Task objective: Go through the entries and say how many lines contain the string "with". The number is the whole answer.

++++ Supplied entries ++++

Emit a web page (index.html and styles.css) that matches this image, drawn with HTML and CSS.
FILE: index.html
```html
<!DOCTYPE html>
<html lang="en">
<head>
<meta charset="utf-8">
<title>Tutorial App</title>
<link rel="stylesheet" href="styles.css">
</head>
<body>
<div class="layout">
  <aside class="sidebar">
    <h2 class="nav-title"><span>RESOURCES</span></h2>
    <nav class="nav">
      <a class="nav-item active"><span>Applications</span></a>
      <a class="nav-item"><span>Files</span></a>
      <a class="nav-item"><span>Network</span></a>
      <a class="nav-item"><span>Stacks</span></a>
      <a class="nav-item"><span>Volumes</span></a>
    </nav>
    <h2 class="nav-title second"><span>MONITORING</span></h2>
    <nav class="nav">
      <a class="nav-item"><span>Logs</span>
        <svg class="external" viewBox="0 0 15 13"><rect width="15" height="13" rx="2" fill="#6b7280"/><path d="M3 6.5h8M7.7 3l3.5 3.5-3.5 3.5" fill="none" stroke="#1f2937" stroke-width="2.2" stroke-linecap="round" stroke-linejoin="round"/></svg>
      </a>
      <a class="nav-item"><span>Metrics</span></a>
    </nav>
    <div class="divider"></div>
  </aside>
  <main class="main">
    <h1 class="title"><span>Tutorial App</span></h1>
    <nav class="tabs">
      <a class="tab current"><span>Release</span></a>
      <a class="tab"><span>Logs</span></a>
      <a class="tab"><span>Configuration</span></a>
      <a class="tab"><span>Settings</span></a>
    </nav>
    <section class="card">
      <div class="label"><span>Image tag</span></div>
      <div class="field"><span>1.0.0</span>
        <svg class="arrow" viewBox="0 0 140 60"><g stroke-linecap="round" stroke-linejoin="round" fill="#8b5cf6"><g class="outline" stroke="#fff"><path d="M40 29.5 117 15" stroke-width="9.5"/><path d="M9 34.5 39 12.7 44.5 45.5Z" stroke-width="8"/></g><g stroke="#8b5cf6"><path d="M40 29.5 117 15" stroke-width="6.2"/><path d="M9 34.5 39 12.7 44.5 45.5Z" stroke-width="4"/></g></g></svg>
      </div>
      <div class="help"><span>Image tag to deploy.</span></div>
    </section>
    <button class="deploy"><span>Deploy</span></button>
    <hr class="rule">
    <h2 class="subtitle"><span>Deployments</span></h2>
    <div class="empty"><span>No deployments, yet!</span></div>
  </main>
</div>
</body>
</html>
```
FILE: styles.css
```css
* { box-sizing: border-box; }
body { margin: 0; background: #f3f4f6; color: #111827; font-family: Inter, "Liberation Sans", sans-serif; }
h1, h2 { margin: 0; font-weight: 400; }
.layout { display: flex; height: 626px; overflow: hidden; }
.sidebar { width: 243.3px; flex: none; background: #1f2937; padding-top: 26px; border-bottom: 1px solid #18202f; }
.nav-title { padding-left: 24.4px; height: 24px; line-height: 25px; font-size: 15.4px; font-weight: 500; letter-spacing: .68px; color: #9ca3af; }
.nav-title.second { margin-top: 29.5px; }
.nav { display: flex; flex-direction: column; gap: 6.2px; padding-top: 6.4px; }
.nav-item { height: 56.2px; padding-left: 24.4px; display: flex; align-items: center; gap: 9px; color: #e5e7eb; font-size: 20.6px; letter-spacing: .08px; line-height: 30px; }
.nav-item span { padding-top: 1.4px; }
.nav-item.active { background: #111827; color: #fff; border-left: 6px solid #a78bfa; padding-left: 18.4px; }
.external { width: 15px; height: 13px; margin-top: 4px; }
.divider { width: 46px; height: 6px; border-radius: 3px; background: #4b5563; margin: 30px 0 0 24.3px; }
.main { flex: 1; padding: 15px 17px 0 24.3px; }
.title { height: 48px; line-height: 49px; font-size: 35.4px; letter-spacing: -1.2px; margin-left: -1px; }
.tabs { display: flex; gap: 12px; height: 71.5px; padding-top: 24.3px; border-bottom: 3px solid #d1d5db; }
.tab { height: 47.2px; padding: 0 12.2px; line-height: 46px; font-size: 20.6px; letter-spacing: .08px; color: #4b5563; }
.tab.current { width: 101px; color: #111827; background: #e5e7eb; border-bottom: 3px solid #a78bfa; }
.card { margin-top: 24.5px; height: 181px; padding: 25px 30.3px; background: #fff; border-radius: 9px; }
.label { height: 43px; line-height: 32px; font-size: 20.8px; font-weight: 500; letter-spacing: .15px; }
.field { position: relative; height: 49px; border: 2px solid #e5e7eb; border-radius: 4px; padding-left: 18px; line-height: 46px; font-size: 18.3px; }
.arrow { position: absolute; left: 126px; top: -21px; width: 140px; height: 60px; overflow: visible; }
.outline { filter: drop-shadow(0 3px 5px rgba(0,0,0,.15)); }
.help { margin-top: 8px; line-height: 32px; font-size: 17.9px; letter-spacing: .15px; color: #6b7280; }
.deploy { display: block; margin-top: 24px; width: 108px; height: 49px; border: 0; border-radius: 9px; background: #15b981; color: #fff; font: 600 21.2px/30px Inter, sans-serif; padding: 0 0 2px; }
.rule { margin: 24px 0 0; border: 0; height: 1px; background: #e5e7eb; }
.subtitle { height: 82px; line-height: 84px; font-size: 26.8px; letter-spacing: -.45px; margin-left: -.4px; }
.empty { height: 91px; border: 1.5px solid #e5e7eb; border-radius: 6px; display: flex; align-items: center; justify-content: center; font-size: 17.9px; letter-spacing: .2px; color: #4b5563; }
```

++++
++++ Supplied entries ++++

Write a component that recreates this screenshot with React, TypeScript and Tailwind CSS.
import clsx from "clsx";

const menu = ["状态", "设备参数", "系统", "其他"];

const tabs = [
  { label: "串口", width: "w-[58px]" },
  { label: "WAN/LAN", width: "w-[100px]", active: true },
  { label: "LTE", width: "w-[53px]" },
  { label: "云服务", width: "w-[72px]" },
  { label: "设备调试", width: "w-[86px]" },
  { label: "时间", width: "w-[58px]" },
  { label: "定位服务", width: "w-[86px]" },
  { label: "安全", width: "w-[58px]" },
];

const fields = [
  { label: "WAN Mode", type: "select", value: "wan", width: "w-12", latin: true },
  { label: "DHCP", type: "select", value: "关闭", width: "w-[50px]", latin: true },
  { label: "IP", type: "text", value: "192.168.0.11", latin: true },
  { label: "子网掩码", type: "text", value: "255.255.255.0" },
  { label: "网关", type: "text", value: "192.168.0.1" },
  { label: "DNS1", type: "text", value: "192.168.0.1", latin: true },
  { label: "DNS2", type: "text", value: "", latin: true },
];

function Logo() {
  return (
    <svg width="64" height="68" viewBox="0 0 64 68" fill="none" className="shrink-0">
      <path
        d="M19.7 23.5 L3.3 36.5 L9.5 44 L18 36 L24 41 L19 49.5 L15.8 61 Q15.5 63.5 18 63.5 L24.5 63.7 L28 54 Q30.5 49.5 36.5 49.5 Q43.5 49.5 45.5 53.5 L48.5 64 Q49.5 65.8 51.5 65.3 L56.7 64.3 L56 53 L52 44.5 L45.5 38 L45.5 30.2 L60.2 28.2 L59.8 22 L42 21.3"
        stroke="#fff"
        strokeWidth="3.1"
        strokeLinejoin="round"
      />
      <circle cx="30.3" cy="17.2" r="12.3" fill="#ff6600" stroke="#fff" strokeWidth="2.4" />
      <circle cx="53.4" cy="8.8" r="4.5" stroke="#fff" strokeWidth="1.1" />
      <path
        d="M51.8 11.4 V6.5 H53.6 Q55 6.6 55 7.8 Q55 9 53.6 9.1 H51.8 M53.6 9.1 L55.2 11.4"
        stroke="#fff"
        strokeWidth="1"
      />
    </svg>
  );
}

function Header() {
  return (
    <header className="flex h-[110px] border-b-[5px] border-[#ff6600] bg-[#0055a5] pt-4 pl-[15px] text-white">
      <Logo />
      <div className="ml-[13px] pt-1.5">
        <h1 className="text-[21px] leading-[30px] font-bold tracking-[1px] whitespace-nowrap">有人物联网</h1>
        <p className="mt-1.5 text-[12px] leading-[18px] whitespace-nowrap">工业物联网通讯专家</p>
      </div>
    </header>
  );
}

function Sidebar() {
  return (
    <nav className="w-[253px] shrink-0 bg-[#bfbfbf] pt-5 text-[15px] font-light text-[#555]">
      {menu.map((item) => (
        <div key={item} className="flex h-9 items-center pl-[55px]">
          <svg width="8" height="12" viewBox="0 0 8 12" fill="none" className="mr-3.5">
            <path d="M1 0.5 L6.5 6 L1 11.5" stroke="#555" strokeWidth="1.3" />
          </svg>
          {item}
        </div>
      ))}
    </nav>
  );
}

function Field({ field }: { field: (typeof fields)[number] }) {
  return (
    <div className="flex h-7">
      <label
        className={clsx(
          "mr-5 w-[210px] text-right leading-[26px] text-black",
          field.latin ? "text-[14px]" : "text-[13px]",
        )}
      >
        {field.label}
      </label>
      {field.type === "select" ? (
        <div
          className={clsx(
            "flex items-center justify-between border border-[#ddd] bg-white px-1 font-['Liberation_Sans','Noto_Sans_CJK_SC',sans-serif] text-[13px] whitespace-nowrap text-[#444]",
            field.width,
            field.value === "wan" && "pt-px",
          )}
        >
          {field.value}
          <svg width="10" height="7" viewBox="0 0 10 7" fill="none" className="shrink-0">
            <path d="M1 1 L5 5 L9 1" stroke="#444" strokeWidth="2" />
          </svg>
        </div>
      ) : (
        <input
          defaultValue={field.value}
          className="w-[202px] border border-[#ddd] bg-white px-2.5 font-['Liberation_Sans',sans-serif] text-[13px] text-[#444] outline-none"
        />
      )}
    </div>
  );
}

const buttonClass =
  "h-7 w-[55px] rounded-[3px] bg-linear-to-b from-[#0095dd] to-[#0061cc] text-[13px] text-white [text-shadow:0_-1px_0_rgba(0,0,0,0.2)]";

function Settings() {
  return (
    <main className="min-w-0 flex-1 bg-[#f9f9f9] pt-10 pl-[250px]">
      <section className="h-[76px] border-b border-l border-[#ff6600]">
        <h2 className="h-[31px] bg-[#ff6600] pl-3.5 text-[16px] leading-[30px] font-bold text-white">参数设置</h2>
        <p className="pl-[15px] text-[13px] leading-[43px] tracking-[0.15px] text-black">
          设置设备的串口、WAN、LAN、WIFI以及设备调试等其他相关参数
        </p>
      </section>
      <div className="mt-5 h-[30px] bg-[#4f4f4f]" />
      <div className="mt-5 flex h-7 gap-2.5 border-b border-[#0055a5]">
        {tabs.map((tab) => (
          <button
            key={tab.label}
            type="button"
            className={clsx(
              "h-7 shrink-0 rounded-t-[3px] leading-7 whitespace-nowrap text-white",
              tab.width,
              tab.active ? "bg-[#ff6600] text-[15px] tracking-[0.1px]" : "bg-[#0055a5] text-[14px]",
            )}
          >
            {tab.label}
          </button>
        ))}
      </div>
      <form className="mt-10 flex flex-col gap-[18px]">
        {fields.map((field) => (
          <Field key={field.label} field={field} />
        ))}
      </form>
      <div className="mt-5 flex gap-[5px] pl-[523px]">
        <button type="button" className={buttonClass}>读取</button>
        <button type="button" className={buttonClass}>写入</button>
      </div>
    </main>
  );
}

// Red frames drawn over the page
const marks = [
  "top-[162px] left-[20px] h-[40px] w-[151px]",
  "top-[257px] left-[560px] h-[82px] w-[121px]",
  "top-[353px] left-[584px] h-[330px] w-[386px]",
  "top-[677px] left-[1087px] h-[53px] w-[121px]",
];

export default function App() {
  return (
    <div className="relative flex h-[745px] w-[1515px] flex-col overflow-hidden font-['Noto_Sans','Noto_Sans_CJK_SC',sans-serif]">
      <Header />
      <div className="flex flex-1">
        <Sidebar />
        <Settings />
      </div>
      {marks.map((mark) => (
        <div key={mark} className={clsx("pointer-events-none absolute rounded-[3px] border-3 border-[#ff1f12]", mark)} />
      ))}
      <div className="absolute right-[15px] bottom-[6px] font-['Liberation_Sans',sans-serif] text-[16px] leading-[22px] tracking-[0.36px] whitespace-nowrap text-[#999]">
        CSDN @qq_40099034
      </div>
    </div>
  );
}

++++

Full output: 2